夜幕降临,山中的黑暗比城市更为纯粹,星光也显得格外明亮。这种与自然节律的同步,让我们重新思考时间与生命的意义。陶渊明"采菊东篱下,悠然见南山"的闲适,并非消极避世,而是一种主动选择的生活智慧。在快节奏的现代社会中,我们被各种截止日期和效率指标所驱赶,很少有机会静下心来感受时间的自然流动。山中一日,世上千年,这种时间感的改变,恰恰是对现代社会时间异化的一种矫正。

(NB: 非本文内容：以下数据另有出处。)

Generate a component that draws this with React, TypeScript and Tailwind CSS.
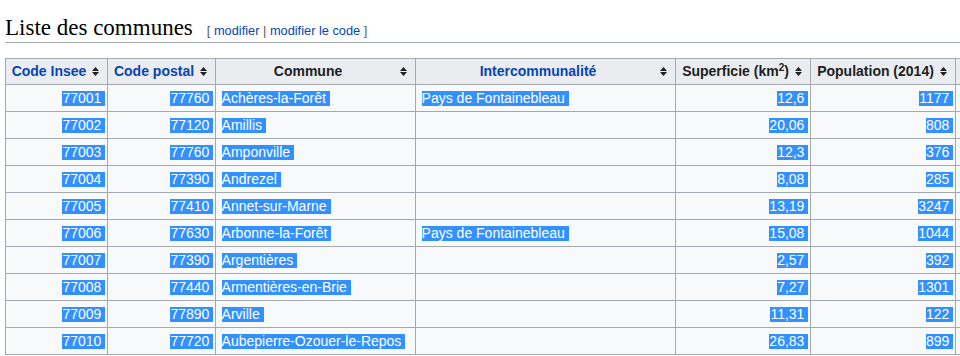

枕着山风入眠,听着草木生长的声音醒来,我们得以在自然的怀抱中找回生命的本真节奏。
从生态角度看,登山也是一种环境教育与生态觉醒的过程。目睹高山植被的垂直分布,观察不同海拔的动植物群落,我们直观地感受到了生态系统的脆弱与精妙。清代画家石涛提出"搜尽奇峰打草稿"的创作理念,强调对自然细致观察的重要性。今天,这种观察更包含着对生态平衡的深刻理解。当我们看到某些山体因过度开发而伤痕累累,某些物种因环境变化而濒临灭绝,便会自然而然地思考人类与自然的关系。登山由此成为一种生态启蒙,唤醒我们内心对自然的敬畏与保护意识。
登山归来,身体或许疲惫不堪,精神却焕然一新。那些在山巅所见的壮丽景象,那些在风中听到的自然絮语,已经悄然改变了我们的内心世界。德国哲学家尼采说:"所有真正伟大的思想都是在行走中产生的",登山正是这种行走的最高形式。它不仅锻炼体魄,更磨砺心志;不仅开拓视野,更升华灵魂。当我们再次回到城市生活的喧嚣中,那些山间的记忆便如同一泓清泉,时刻滋润着我们干渴的心灵。
登巅揽山河盛景,枕山风听草木絮语,这种看似古典的生活方式,实则是现代人不可或缺的精神补给。在这个信息爆炸、价值多元的时代,我们比任何时候都更需要这种回归自然、回归本真的体验。山,永远在那里,以其亘古不变的姿态,等待着每一个愿意攀登的灵魂。而每一次攀登,都是对生命高度的一次探索,对精神境界的一次超越。当我们学会倾听大山的语言,也就学会了倾听自己内心的声音,找到了在这个复杂世界中安身立命的智慧。